If you're in NYC anytime soon, it might be worth your time to visit the new illuminated manuscripts exhibit, many which have rarely or never been seen in public:
In many instances the show is a kind of glorious push-pull among text, decorated initials, discrete images and scrolling borders. Their tensions are most spectacular in a three-volume version of Guyart de Moulins's historical Bible, made in Paris in the 1330's with illuminations by five different artists. One volume is open to a panoramic image that shows King David praying to God from a canopied throne held aloft by angels. The world, spreading out beneath him, is seen from a God's-eye view, suggesting that David is nearly level with the Lord. But in many instances, drawing of a surprisingly offhand nature, rather than painting, does the illuminating. For example, on the frontispiece of the Harkness Gospels from 9th- or 10th-century Brittany, the four winged Evangelists and Christ in Majesty are indicated in skillful but almost cursory strokes that resemble pale watercolor. Even more cryptic is a nearby page from an early-14th-century English picture-book Apocalypse, in which an angel, descending to earth clothed as a cloud, is depicted as a pair of undulating lavender bands with a head and wings. It is not too far from this to the fevered visions of William Blake.

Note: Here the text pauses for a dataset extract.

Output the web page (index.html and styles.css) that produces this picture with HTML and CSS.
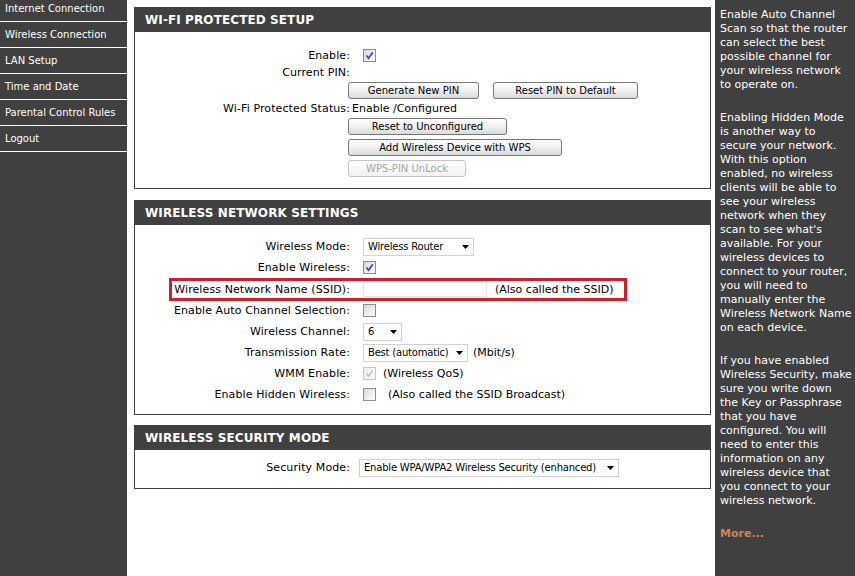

In several examples of "glossed" Gospels, we see what is more or less the birth of the footnote. The texts of the four Evangelists are annotated (or glossed) in smaller script that sometimes all but commandeers the page. For clarity, paragraphs are marked with little nodes in red or blue, or delineated by feathery lines that trail into the margins like delicate plants putting down roots.

The details are here.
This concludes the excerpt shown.